Several prospects asked, “What happens if I don’t have good credit?”

“The reporting agency will give me a recommendation as towards approving or not,” I said.  “Beyond that, we’d have to talk.”

Whenever I said that, they never returned their credit application.

Soon a retired gentleman wanted to tour the house.  He loved it, didn’t hesitate to fill out the application and was soon signing a one-year lease.  That was almost eighteen months ago.  It’s been a great ride so far.

What do the Numbers Look Like?

The story is neat and all but everyone wants to see the numbers, right?  Let’s get to it.

Initial purchase

$70,000
+ $1,010  Closing Costs
+ $6,051  Construction
+ $2,900  Electrical
+ $490  New Stove
+ $200  Miscellaneous
----------------------------
$80,651 – Total purchase

The tenant is responsible for all monthly utilities.  The only bills I pay are property taxes and insurance.

$939 – Annual Taxes
$468 – Annual Insurance
-----------------------------
$1,407 – Annual Expenses

The house rented for $750/month.  ($50 more than original estimated upon purchase!)

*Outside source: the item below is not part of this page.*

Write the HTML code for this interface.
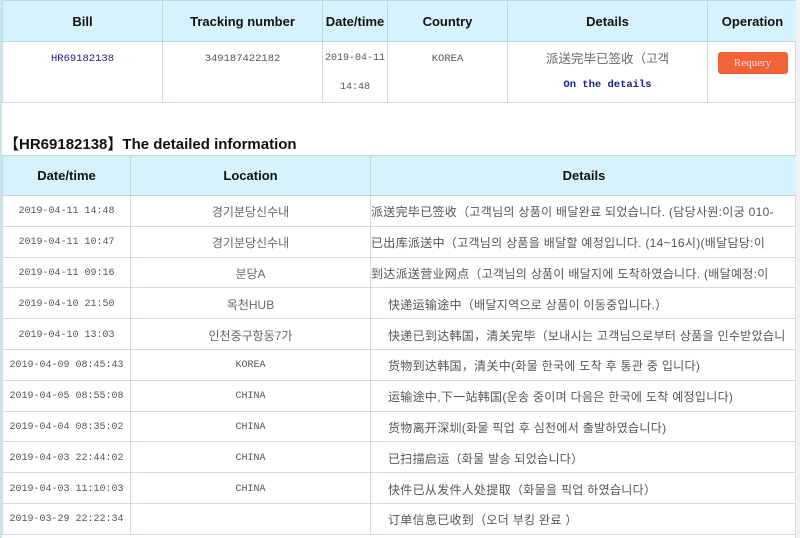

$750 / month x 12 months = $9,000

$9,000 – $1,407 = $7,593 / Net Operating Income (NOI)

What’s the Return?

Net Operating Income / Initial Purchase Price = Capitalization Rate

$7,593 / $80,651 = 9.4%

Please note this rate of return will be affected if any items break, but this is what I’m tracking for my second year. 

In my market, most residential investment properties are about a 6% cap rate.  If you’re able to achieve better than that you’re doing well. 

I’m stoked at how this little property is performing and look forward to keeping it my portfolio for some time.